For those ill-served veterans of the ghastly Jim Carrey vehicle from the turn of the millennium – the late and unlovely Carressic period – we bring glad (and pre-seasonal) tidings. The Grinch, as rebooted by Illumination Entertainment – home of the Minion – is faithful to the aesthetic of the 1957 Dr. Seuss book How the Grinch Stole Christmas!
At no point, however, would the viewer not be better off sitting down with Chuck Jones’ 1966 Grinch animation, featuring Boris Karloff as both the narrator and the voice of the Grinch.
Structurally, this perfectly amiable new film is jeopardised by a distinct lack of bah humbugging. The Grinch, as voiced by Benedict Cumberbatch, is too nice, too soft, too fuzzy from the get-go. He's dotes on his loyal dog, Max. He spoils Fred, the fat reindeer he enlists into his Xmas-stealing scheme.

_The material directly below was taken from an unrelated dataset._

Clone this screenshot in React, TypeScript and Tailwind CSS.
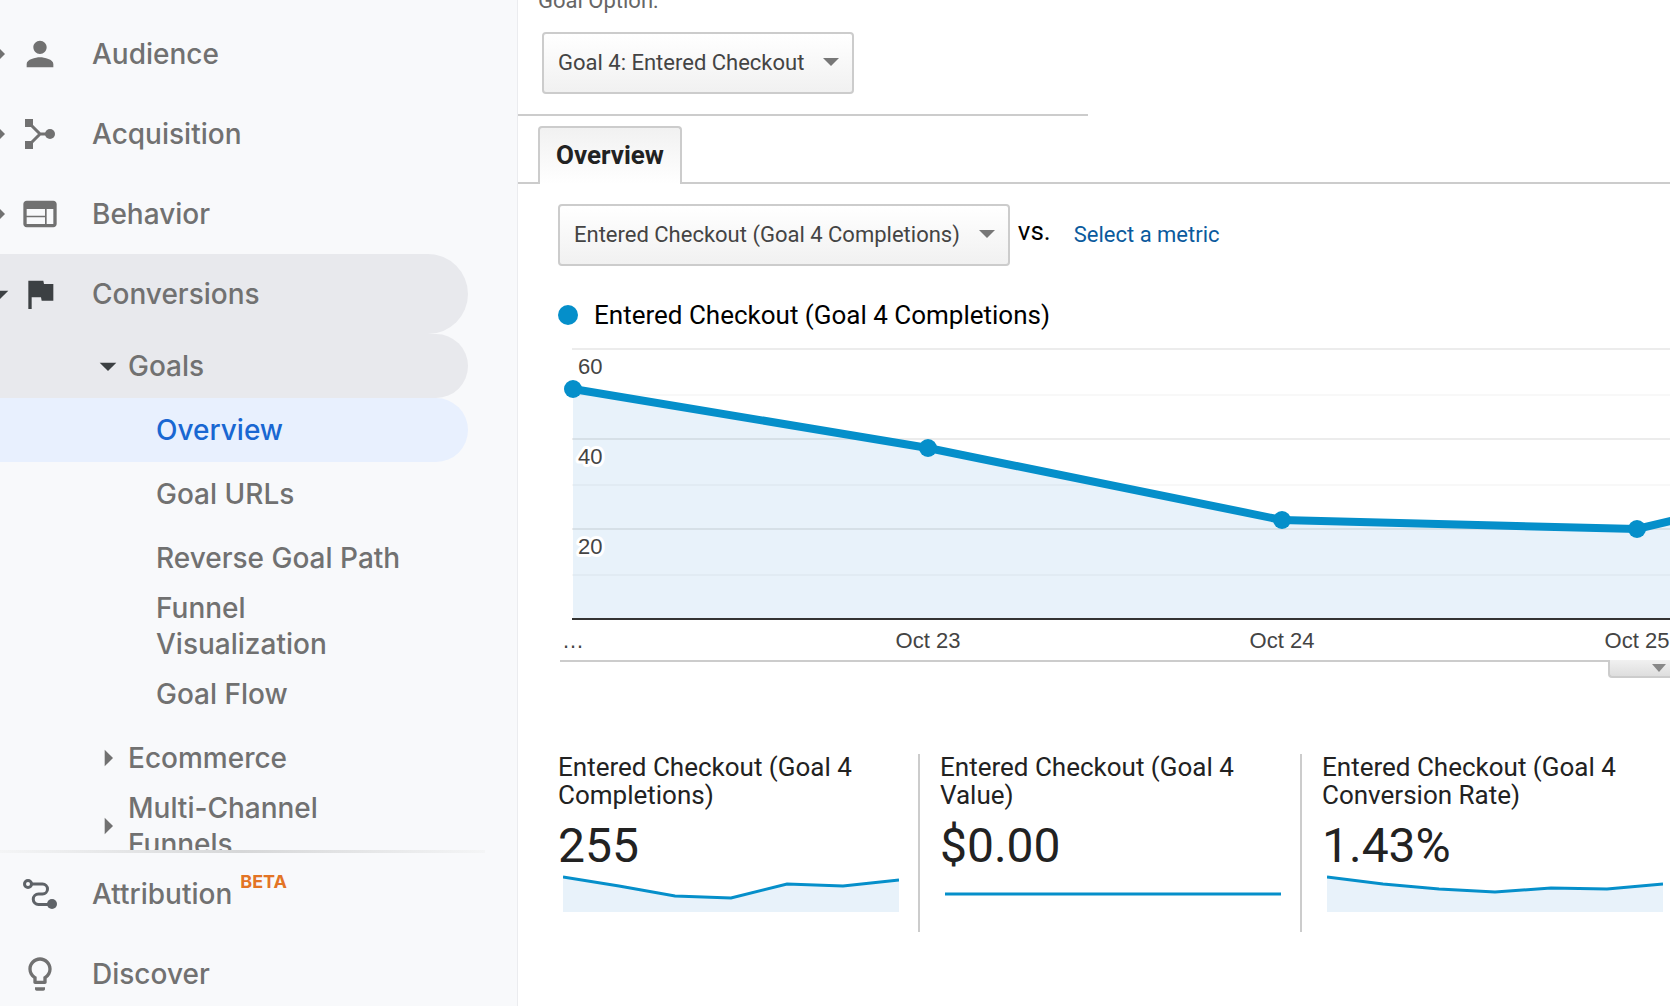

We’re told the Grinch’s heart is two sizes too small, but there’s not much in his interactions with the Whos of Whoville to support this abnormal cardiovascular theory.
The denizens of Whoville are even nicer again. Cindy Lou Who, the cute kid at the not undersized heart of the story, plans to accost Santa Claus on Christmas Eve, so that she can ask him to help her overworked single mom (Rashida Jones). Throughout, a jolly local Yuletider (Kenan Thompson) insists that the supposedly misanthropic titular character is his best friend.
It’s a short and simple movie which is a relief given the clutter of the 2000 version, not to mention Illumination’s last messy seasonally-themed entertainment, Hop.
Pharrell Williams’s pleasing narration preserves the rhyming couplets of Dr Seuss, though annoyingly not the text. How any writer imagined they could do better than immortal lines “He hadn’t stopped Christmas from coming! It came!” is genuinely baffling.
No matter. As all-ages Christmas porn goes, it's a huge improvement on last week's The Nutcracker and the Four Realms.